What we have audited
The financial statements, included within the annual report and accounts (the ‘Annual Report’), comprise: • the Consolidated balance sheet as at 31 December 2015; • the Consolidated income statement and Consolidated statement of comprehensive income for the year then ended; • the Consolidated cash flow statement for the year then ended; • the Consolidated statement of changes in equity for the year then ended; and • the notes to the financial statements, which include a summary of significant accounting policies and other explanatory information. Certain required disclosures have been presented elsewhere in the Annual Report, rather than in the notes to the financial statements. These are cross-referenced from the financial statements and are identified as audited. The financial reporting framework that has been applied in the preparation of the financial statements is applicable law and IFRSs as adopted by the European Union.
Our audit approach Context
As a result of the acquisition of Fokker Technologies Group B.V. (‘Fokker’) in late 2015 we have included an additional area of focus in relation to the opening balance sheet accounting.

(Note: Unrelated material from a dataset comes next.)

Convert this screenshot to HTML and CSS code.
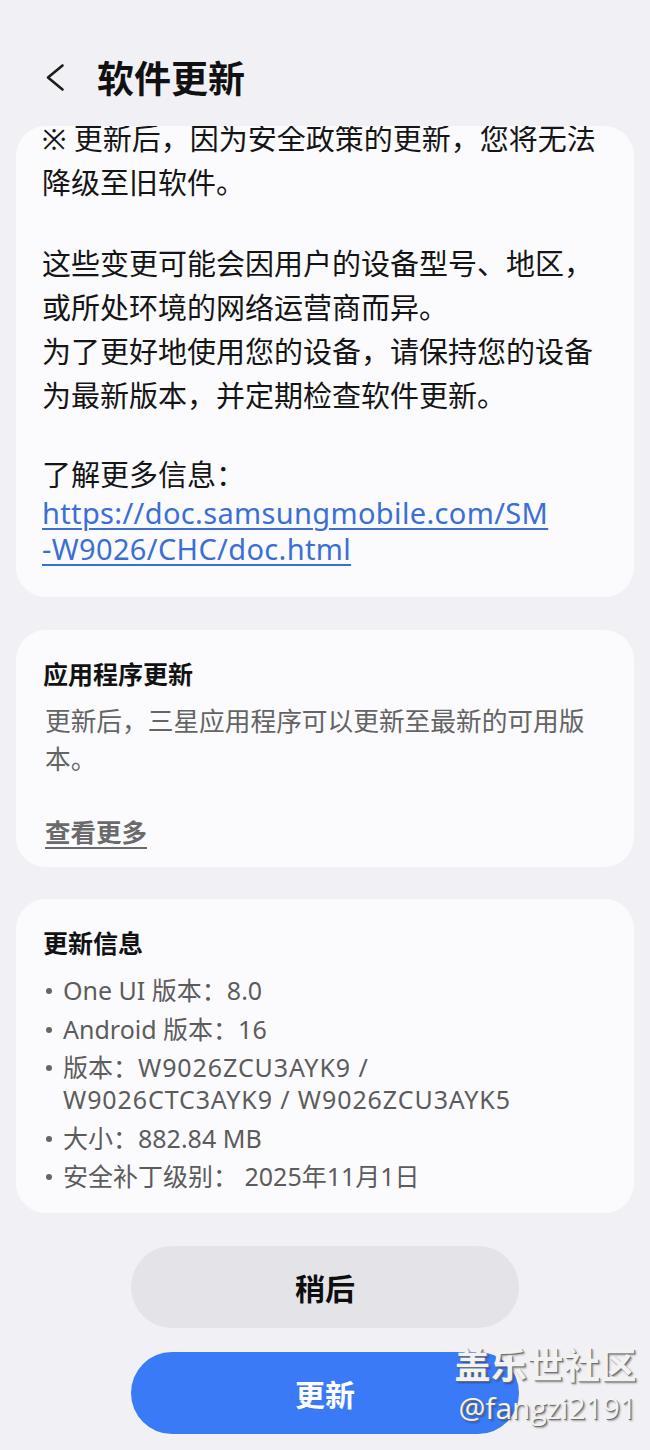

The remaining areas we considered were consistent with the 2014 audit.
• Overall Group materiality: £18 million (2014: £22 million) represents 5% of profit before tax, adjusted for the change in fair value of derivative and other financial instruments.
Area of focus
• Following our assessment of the risks of material misstatement of the Group financial statements we performed audits of the complete financial information of 54 reporting units (2014: 56 reporting units), and specific audit procedures in a further 32 reporting units (2014: 24 reporting units) and at one large joint venture in China. • In addition, the Company and certain centralised functions, including those covering post-employment obligations, derivative financial instruments, UK and corporate taxation, goodwill and intangible asset impairment assessments were audited. • The components on which audits of the complete financial information and centralised work was performed accounted for 70% of Group revenue. • As part of our supervision process, the Group engagement team visited all significant components and a number of other component auditors in multiple locations in the Netherlands and the USA, as well as being responsible for all in scope UK reporting locations. Our assessment of the risk of material misstatement also informed our views on the areas of particular focus for our work which are listed below: • Assessment of the carrying value of the intangible and tangible assets relating to the A350 programme at Western Approach. • Risk of fraud in revenue recognition. • Assessment of the carrying value of goodwill and other relevant assets. • Assessment of the accounting position adopted on complex contractual obligations. • Assessment of the accounting position adopted on the opening balance sheet accounting for the Fokker acquisition.
The scope of our audit and our areas of focus
We conducted our audit in accordance with International Standards on Auditing (UK and Ireland) (‘ISAs (UK & Ireland)’).